Dia juga berpendapat, alasan parpol mengusulkan penundaan pemilu karena belum siap berkontestasi. Sedangkan, dia menyebut, parpol yang sudah siap dengan calon presidennya seperti PDIP, Gerindra, dan Nasdem, tidak setuju atau menolak usulan penundaan Pemilu 2024.
"Apalagi partai oposisi kayak Demokrat, PKS, enggak mungkin mau penundaan. Maka, sudah enggak usah dibicarakan lagi mengenai penundaan ini," kata Jimly.
Menurut dia, tidak akan ada perubahan regulasi, baik pada Undang-Undang Dasar (UUD) 1945 maupun UU Pemilu. Dia mengatakan, mayoritas anggota DPR, termasuk DPD, tidak setuju untuk menunda pemilu.
"Jadi kemungkinan untuk perubahan Undang-Undang, perubahan Undang-Undang Dasar, ya, enggak mungkin lah. Apalagi, Undang-Undang (Pemilu) kan sudah dikeluarkan dari prolegnas," tutur dia.
Jimly mengatakan, hari pemungutan suara sudah disepakati secara resmi antara DPR, pemerintah, dan penyelenggara pemilu. Berdasarkan kesepakatan itu, KPU kemudian mengeluarkan keputusan yang menetapkan hari pemungutan suara jatuh pada Rabu, 14 Februari 2024.

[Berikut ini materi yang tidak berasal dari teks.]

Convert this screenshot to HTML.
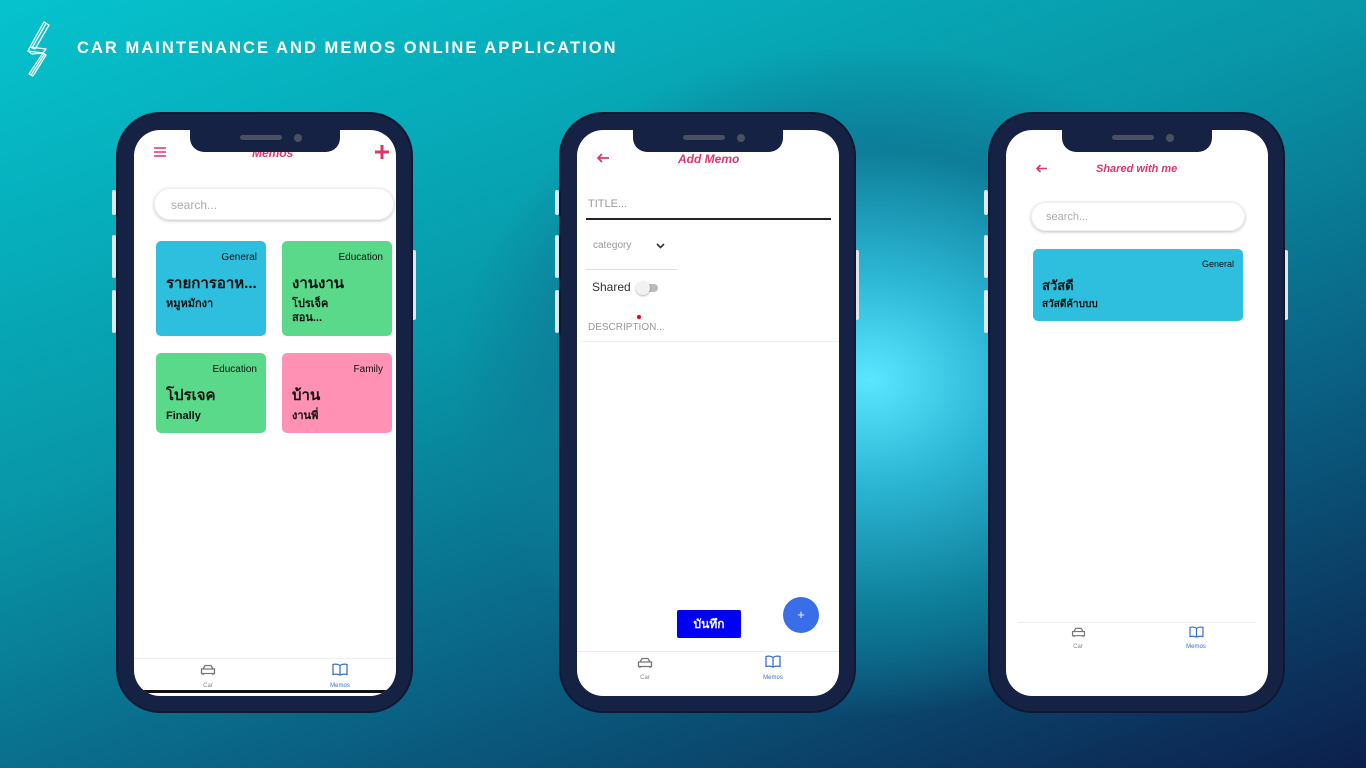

Sebagaimana ketentuan UU Pemilu, tahapan pemilu harus dimulai paling lambat 20 bulan sebelum hari pemungutan suara. Dengan demikian, tahapan Pemilu 2024 akan dimulai pertengahan 2022.
"Kalau sudah dimulai 1 Agustus, berarti tahapan proses pemilihan umum sudah dimulai maka biasanya logika akal sehat di bidang hukum seluruh dunia kalau pertandingan sudah mulai, peraturan pertandingan enggak boleh diubah lagi," jelas Jimly.